>> START SOURCE DATA
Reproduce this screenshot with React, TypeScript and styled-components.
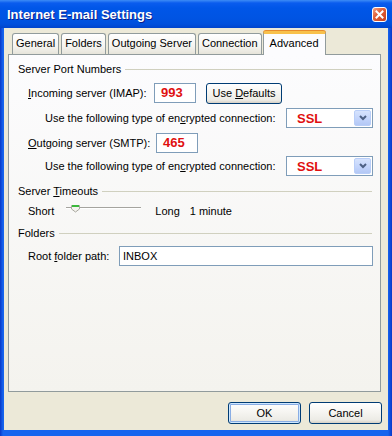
import React from "react";
import styled, { createGlobalStyle, css } from "styled-components";

const GlobalStyle = createGlobalStyle`
  html, body { margin: 0; padding: 0; }
  body {
    background: #ffffff;
    font-family: "Liberation Sans", Arial, sans-serif;
    font-size: 11px;
    color: #000;
  }
  #root { width: 392px; height: 436px; }
`;

const Window = styled.div`
  width: 392px;
  height: 436px;
  display: flex;
  flex-direction: column;
  background: linear-gradient(to right, #0838C8 0px, #1664EE 3px, #1664EE 388px, #0838C8 392px);
  overflow: hidden;
`;

const TitleBar = styled.div`
  height: 28px;
  flex: none;
  display: flex;
  align-items: center;
  justify-content: space-between;
  padding: 0 5px 0 7px;
  box-sizing: border-box;
  background: linear-gradient(
    to bottom,
    #3D8CF6 0px,
    #0A5CEE 3px,
    #0056E8 8px,
    #0054E3 18px,
    #0050DD 24px,
    #0044CC 28px
  );
`;

const Title = styled.div`
  color: #fff;
  font-weight: bold;
  font-size: 13px;
  text-shadow: 1px 1px 0 #0A1E8A;
  padding-top: 1px;
`;

const CloseButton = styled.div`
  width: 15px;
  height: 15px;
  box-sizing: border-box;
  border: 1px solid #fff;
  border-radius: 3px;
  background: linear-gradient(135deg, #F2A385 0%, #E2613A 40%, #C8401C 100%);
  display: flex;
  align-items: center;
  justify-content: center;
`;

const Client = styled.div`
  flex: 1;
  display: flex;
  flex-direction: column;
  background: #ECE9D8;
  margin: 0 4px 6px 4px;
  padding: 3px 6px 0 4px;
`;

const TabStrip = styled.div`
  display: flex;
  align-items: flex-end;
  height: 23px;
  padding-left: 4px;
  position: relative;
  z-index: 1;
`;

const Tab = styled.div<{ $active?: boolean }>`
  height: 21px;
  box-sizing: border-box;
  padding: 2px 3px 0;
  margin-right: 2px;
  border: 1px solid #919B9C;
  border-bottom: none;
  border-radius: 3px 3px 0 0;
  background: linear-gradient(#FFFFFF, #F5F4F0 60%, #E6E4DA);
  white-space: nowrap;
  line-height: 14px;
  ${(p) =>
    p.$active &&
    css`
      height: 24px;
      margin: 0 0 -1px -1px;
      padding: 2px 6px 0;
      border-top: 3px solid #F8C14B;
      background: #FCFCFE;
      box-shadow: 0 -1px 0 #E68B2C;
    `}
`;

const Panel = styled.div`
  height: 338px;
  box-sizing: border-box;
  border: 1px solid #919B9C;
  margin-right: 1px;
  background: linear-gradient(#FCFCFE, #F4F3EE);
  padding: 7px 7px 0 9px;
  display: flex;
  flex-direction: column;
`;

const GroupHeader = styled.div<{ $mt?: number }>`
  display: flex;
  align-items: center;
  gap: 4px;
  height: 14px;
  line-height: 14px;
  margin-top: ${(p) => p.$mt ?? 0}px;
  padding-right: 1px;
  white-space: nowrap;
  &::after {
    content: "";
    flex: 1;
    height: 0;
    border-top: 1px solid #D0D0BF;
  }
`;

const Row = styled.div<{ $mt: number; $indent: number; $h?: number }>`
  display: flex;
  align-items: center;
  height: ${(p) => p.$h ?? 20}px;
  margin-top: ${(p) => p.$mt}px;
  padding-left: ${(p) => p.$indent}px;
  white-space: nowrap;
`;

const Label = styled.span<{ $w?: number }>`
  flex: none;
  ${(p) => (p.$w ? `width: ${p.$w}px;` : "")}
`;

const Acc = styled.span`
  text-decoration: underline;
`;

const PortInput = styled.div`
  width: 42px;
  height: 20px;
  box-sizing: border-box;
  border: 1px solid #7F9DB9;
  background: #fff;
  padding-left: 6px;
  color: #E01010;
  font-weight: bold;
  font-size: 13px;
  line-height: 18px;
`;

const XpButton = styled.div<{ $w: number; $h?: number; $default?: boolean; $ml?: number }>`
  width: ${(p) => p.$w}px;
  height: ${(p) => p.$h ?? 22}px;
  margin-left: ${(p) => p.$ml ?? 0}px;
  box-sizing: border-box;
  border: 1px solid #003C74;
  border-radius: 3px;
  background: linear-gradient(#FFFFFF 0%, #F6F5F1 45%, #ECEBE5 85%, #D6D0C5 100%);
  display: flex;
  align-items: center;
  justify-content: center;
  ${(p) =>
    p.$default &&
    css`
      box-shadow: inset 0 0 0 1px #CEE7FF, inset 0 0 0 2px #89ADE4;
    `}
`;

const Select = styled.div`
  width: 87px;
  height: 20px;
  box-sizing: border-box;
  border: 1px solid #7F9DB9;
  background: #fff;
  display: flex;
  align-items: center;
  justify-content: space-between;
  padding: 1px;
`;

const SelectValue = styled.span`
  color: #E01010;
  font-weight: bold;
  font-size: 13px;
  padding-left: 9px;
`;

const DropButton = styled.div`
  width: 17px;
  height: 16px;
  box-sizing: border-box;
  border: 1px solid #B9CEF8;
  border-radius: 2px;
  background: linear-gradient(#D6E3FD, #C1D3FB 60%, #B3C8F5);
  display: flex;
  align-items: center;
  justify-content: center;
`;

const SliderTrack = styled.div`
  position: relative;
  width: 75px;
  height: 14px;
  margin-left: 12px;
  &::before {
    content: "";
    position: absolute;
    left: 0;
    right: 0;
    top: 3px;
    border-top: 1px solid #A5A49F;
    border-bottom: 1px solid #FFFFFF;
  }
`;

const SliderThumb = styled.svg`
  position: absolute;
  left: 4px;
  top: 0px;
`;

const TextInput = styled.div`
  flex: 1;
  height: 20px;
  box-sizing: border-box;
  border: 1px solid #7F9DB9;
  background: #fff;
  padding-left: 3px;
  line-height: 18px;
`;

const ButtonRow = styled.div`
  display: flex;
  justify-content: flex-end;
  gap: 8px;
  margin-top: 10px;
`;

const Spaced = styled.span<{ $ml: number }>`
  margin-left: ${(p) => p.$ml}px;
`;

const Chevron = () => (
  <svg width="8" height="6" viewBox="0 0 8 6">
    <path d="M1 1 L4 4 L7 1" fill="none" stroke="#4D6185" strokeWidth="2" />
  </svg>
);

const CloseX = () => (
  <svg width="9" height="9" viewBox="0 0 9 9">
    <path d="M1.5 1.5 L7.5 7.5 M7.5 1.5 L1.5 7.5" stroke="#fff" strokeWidth="2" strokeLinecap="square" />
  </svg>
);

export default function App() {
  return (
    <>
      <GlobalStyle />
      <Window>
        <TitleBar>
          <Title>Internet E-mail Settings</Title>
          <CloseButton>
            <CloseX />
          </CloseButton>
        </TitleBar>
        <Client>
          <TabStrip>
            <Tab>General</Tab>
            <Tab>Folders</Tab>
            <Tab>Outgoing Server</Tab>
            <Tab>Connection</Tab>
            <Tab $active>Advanced</Tab>
          </TabStrip>
          <Panel>
            <GroupHeader>Server Port Numbers</GroupHeader>
            <Row $mt={7} $indent={10}>
              <Label $w={126}>
                <Acc>I</Acc>ncoming server (IMAP):
              </Label>
              <PortInput>993</PortInput>
              <XpButton $w={76} $h={21} $ml={10}>
                Use&nbsp;<Acc>D</Acc>efaults
              </XpButton>
            </Row>
            <Row $mt={5} $indent={27}>
              <Label $w={241}>
                Use the following type of en<Acc>c</Acc>rypted connection:
              </Label>
              <Select>
                <SelectValue>SSL</SelectValue>
                <DropButton>
                  <Chevron />
                </DropButton>
              </Select>
            </Row>
            <Row $mt={5} $indent={10}>
              <Label $w={128}>
                <Acc>O</Acc>utgoing server (SMTP):
              </Label>
              <PortInput>465</PortInput>
            </Row>
            <Row $mt={3} $indent={27}>
              <Label $w={241}>
                Use the following type of en<Acc>c</Acc>rypted connection:
              </Label>
              <Select>
                <SelectValue>SSL</SelectValue>
                <DropButton>
                  <Chevron />
                </DropButton>
              </Select>
            </Row>
            <GroupHeader $mt={8}>
              <span>
                Server <Acc>T</Acc>imeouts
              </span>
            </GroupHeader>
            <Row $mt={6} $indent={10} $h={14}>
              <Label>Short</Label>
              <SliderTrack>
                <SliderThumb width="11" height="9" viewBox="0 0 11 9">
                  <path d="M1.5 1.5 H9.5 V5 L5.5 8 L1.5 5 Z" fill="#F4F3EE" stroke="#A9A89F" strokeWidth="1" />
                  <rect x="2" y="1" width="7" height="2" fill="#3BB83B" />
                </SliderThumb>
              </SliderTrack>
              <Spaced $ml={14}>Long</Spaced>
              <Spaced $ml={10}>1 minute</Spaced>
            </Row>
            <GroupHeader $mt={8}>Folders</GroupHeader>
            <Row $mt={6} $indent={10}>
              <Label $w={91}>
                Root <Acc>f</Acc>older path:
              </Label>
              <TextInput>INBOX</TextInput>
            </Row>
          </Panel>
          <ButtonRow>
            <XpButton $w={73} $default>
              OK
            </XpButton>
            <XpButton $w={73}>Cancel</XpButton>
          </ButtonRow>
        </Client>
      </Window>
    </>
  );
}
>> END SOURCE DATA
■ AIM OF THE TASK ■
Say how many lines above contain the string "React". Answer with the number only.

■ FINISHED EXERCISE ■
2